Pharmacoeconomics

Pharmacoeconomics is a sub-discipline of health economics, studying the cost-effectiveness of pharmaceutical therapies. The results provided by pharmacoeconomic research can be used to guide an optimal allocation of healthcare resources. Pharmacoeconomic research employs a range of descriptive and analytic techniques that are used in health economics and in other disciplines comprising clinical pharmacology, epidemiology, health technology assessment and risk analysis.

Principal investigator (PI) Professor Marja Blom

Cost-effectiveness of biological compared with conventional synthetic disease-modifying anti-rheumatic drugs in patients with rheumatoid arthritis

PI Professor Marja Blom, PhD student Jaana Joensuu, University of Helsinki

Collaboration: Docent, MD Dan Nordström, Faculty of Medicine, Institute of Clinical Medicine and Helsinki University Hospital, PhD KJ Aaltonen,  Finnish Pharmaceutical Pricing Board, Docent, MD T Sokka, Department of Rheumatology, Jyväskylä Central Hospital, Jyväskylä.

Measuring effectiveness and cost-effectiveness in secondary health care

Effectiveness is measured using a standard generic Health Related Quality of Life instrument (15D), often supplemented by disease specific measures. Combining effectiveness data with cost information enables the estimation of short-term cost-effectiveness of various interventions. So far, the data collection covers patients receiving treatment according to standard hospital care routines in over sixty distinct medical entities.

PI Professor Marja Blom, University of Helsinki. Collaboration: Professor Risto P. Roine, University of Eastern Finland, Helsinki University Hospital; Docent Pirjo Räsänen, Helsinki University Hospital, University of Helsinki

Effectiveness ad costs of biosimilars in the treatment of inflammatory bowel disease

The research is designed to evaluate the clinical effectiveness and costs of biosimilars in the treatment of inflammatory bowel diseases. Patient reported outcomes are collected at the Hospital District of Helsinki and Uusimaa (HUS) at different time points before and after switching to biosimilar. The costs of specialized medical care are collected from the HUS Ecomed database. The primary endpoints of the study are changes in costs and Quality-Adjusted Life Years (QALYs) before and after switching to biosimilar. Research began in 2015.
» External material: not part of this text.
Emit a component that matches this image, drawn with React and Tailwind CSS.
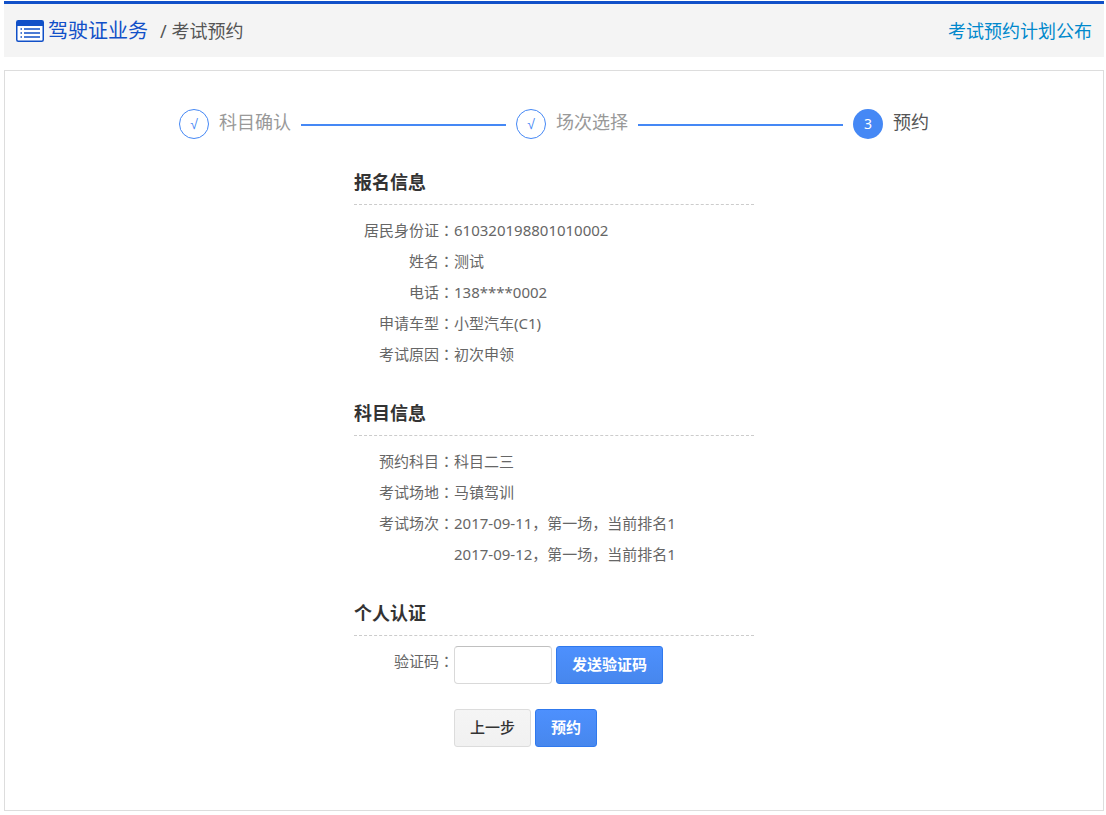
import { Fragment } from "react";

const steps = [
  { name: "科目确认", done: true },
  { name: "场次选择", done: true },
  { name: "预约", done: false },
];

const registration = [
  ["居民身份证", ["610320198801010002"]],
  ["姓名", ["测试"]],
  ["电话", ["138****0002"]],
  ["申请车型", ["小型汽车(C1)"]],
  ["考试原因", ["初次申领"]],
];

const subject = [
  ["预约科目", ["科目二三"]],
  ["考试场地", ["马镇驾训"]],
  ["考试场次", ["2017-09-11，第一场，当前排名1", "2017-09-12，第一场，当前排名1"]],
];

// Full-width colon, centred in its em box.
function Colon() {
  return (
    <span lang="ja" className="font-['Noto_Sans_CJK_JP',sans-serif] leading-none">
      ：
    </span>
  );
}

function ListIcon() {
  return (
    <svg width="28" height="22" viewBox="0 0 28 22" aria-hidden="true" className="shrink-0">
      <rect x="0.75" y="0.75" width="26.5" height="20.5" rx="1.5" fill="#fff" stroke="#1150c8" strokeWidth="1.5" />
      <path d="M1 1h26v5H1z" fill="#1150c8" />
      <path d="M4.5 9H6M4.5 13H6M4.5 17H6" stroke="#1150c8" strokeWidth="1.5" />
      <path d="M8 9h16M8 13h16M8 17h16" stroke="#1150c8" strokeWidth="1.5" />
    </svg>
  );
}

function Steps() {
  return (
    <ol className="mx-auto flex max-w-[750px] items-center gap-2.5">
      {steps.map((step, i) => (
        <Fragment key={step.name}>
          {i > 0 && <li aria-hidden="true" className="mt-0.5 h-0.5 flex-1 bg-[#4588f5]" />}
          <li
            aria-current={step.done ? undefined : "step"}
            className="flex items-start gap-2.5 whitespace-nowrap"
          >
            <span
              className={
                step.done
                  ? "flex size-[30px] items-center justify-center rounded-full border border-[#4588f5] font-['Liberation_Sans',sans-serif] text-sm text-[#4588f5]"
                  : "flex size-[30px] items-center justify-center rounded-full bg-[#4588f5] text-sm text-white"
              }
            >
              {step.done ? "√" : i + 1}
            </span>
            <span
              className={
                step.done
                  ? "text-lg leading-[26px] text-[#999]"
                  : "text-lg leading-[26px] text-[#555]"
              }
            >
              {step.name}
            </span>
          </li>
        </Fragment>
      ))}
    </ol>
  );
}

function Section({ title, children }) {
  return (
    <section className="mt-[23px]">
      <h2 className="border-b border-dashed border-[#ccc] pb-0.5 text-lg leading-10 font-bold text-[#333]">
        {title}
      </h2>
      <div className="pt-2.5">{children}</div>
    </section>
  );
}

function Details({ rows }) {
  return (
    <dl className="grid grid-cols-[100px_1fr] leading-[31px]">
      {rows.map(([label, values]) => (
        <Fragment key={label}>
          <dt className="text-right whitespace-nowrap">
            {label}
            <Colon />
          </dt>
          <dd>
            {values.map((value) => (
              <p key={value}>{value}</p>
            ))}
          </dd>
        </Fragment>
      ))}
    </dl>
  );
}

function Button({ primary, children }) {
  return (
    <button
      type="button"
      className={
        primary
          ? "h-[38px] rounded-[3px] border border-[#3079ed] bg-linear-to-b from-[#4d90fe] to-[#4787ed] px-[15px] pb-0.5 font-bold text-white"
          : "h-[38px] rounded-[3px] border border-[#dcdcdc] bg-linear-to-b from-[#f5f5f5] to-[#f1f1f1] px-[15px] pb-0.5 font-medium text-[#333]"
      }
    >
      {children}
    </button>
  );
}

export default function App() {
  return (
    <div className="bg-white pt-px pr-0.5 pb-1 pl-1 font-['Noto_Sans','Noto_Sans_CJK_SC',sans-serif] text-[15px] text-[#666]">
      <header className="flex items-center justify-between border-t-3 border-[#1150c8] bg-[#f4f4f4] px-3 pt-3 pb-[11px]">
        <div className="flex items-center">
          <ListIcon />
          <h1 className="ml-1 text-xl leading-[30px] text-[#1150c8]">驾驶证业务</h1>
          <span className="ml-3 text-lg leading-[30px] text-[#555]">/ 考试预约</span>
        </div>
        <a href="#plan" className="text-lg leading-[30px] text-[#0088cc]">
          考试预约计划公布
        </a>
      </header>

      <main className="mt-[13px] border border-[#ddd] px-4 pt-[38px] pb-[63px]">
        <Steps />
        <div className="mx-auto max-w-[400px]">
          <Section title="报名信息">
            <Details rows={registration} />
          </Section>
          <Section title="科目信息">
            <Details rows={subject} />
          </Section>
          <Section title="个人认证">
            <form className="grid grid-cols-[100px_1fr] gap-y-[25px]">
              <label htmlFor="code" className="text-right leading-[31px]">
                验证码
                <Colon />
              </label>
              <div className="flex gap-1">
                <input
                  id="code"
                  type="text"
                  className="h-[38px] w-[98px] rounded-[4px] border border-[#d9d9d9] border-t-[#c0c0c0] bg-white px-2"
                />
                <Button primary>发送验证码</Button>
              </div>
              <div className="col-start-2 flex gap-1">
                <Button>上一步</Button>
                <Button primary>预约</Button>
              </div>
            </form>
          </Section>
        </div>
      </main>
    </div>
  );
}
PI Professor Marja Blom, PhD student Saara Huoponen, University of Helsinki. Collaboration: Docent Perttu Arkkila, Helsinki University Hospital, University of Helsinki; Docent Taina Sipponen, Helsinki University Hospital, University of Helsinki; MD Anja Eberl, Helsinki University Hospital, University of Helsinki; Docent Pirjo Räsänen, Helsinki University Hospital, University of Helsinki; Professor Risto P. Roine, University of Eastern Finland, Helsinki University Hospital

Economic burden of fluoroquinolone-related adverse events

The aim of this research is to evaluate the economic impact of fluoroquinolone-related adverse events in Finland. Though fluoroquinolones are generally well tolerated drugs, they have been associated with serious adverse events, which often require both sick leave and health service use. These, in turn, cause potentially significant costs for patients and society. Fluoroquinolones used in Finland include levofloxacin, moxifloxacin, norfloxacin, ofloxacin and ciprofloxacin, of which the latter is most used. Research began in 2017.

PI Professor Marja Blom, PhD student Laura Saarukka, University of Helsinki. Collaboration: Professor Janne Backman, Professor of clinical pharmacology and personalised medicine, Faculty of Medicine, University of Helsinki/HUSLAB, Docent PhD Pirjo Räsänen, External Evaluation Unit, Hospital District of Helsinki and Uusimaa, MD Outi Lapatto-Reiniluoto, specialist in clinical pharmacology and internal medicine, Hospital District of Helsinki and Uusimaa/HUSLAB

Decision making of drug reimbursement, risk sharing agreements, health technology assessment decision-making and funding new high-cost cancer drugs

PI Marja Blom, University of Helsinki. Collaboration: Professor Anthony Harris, Professor Jeff Richardson, Monash University, Melbourne, Australia.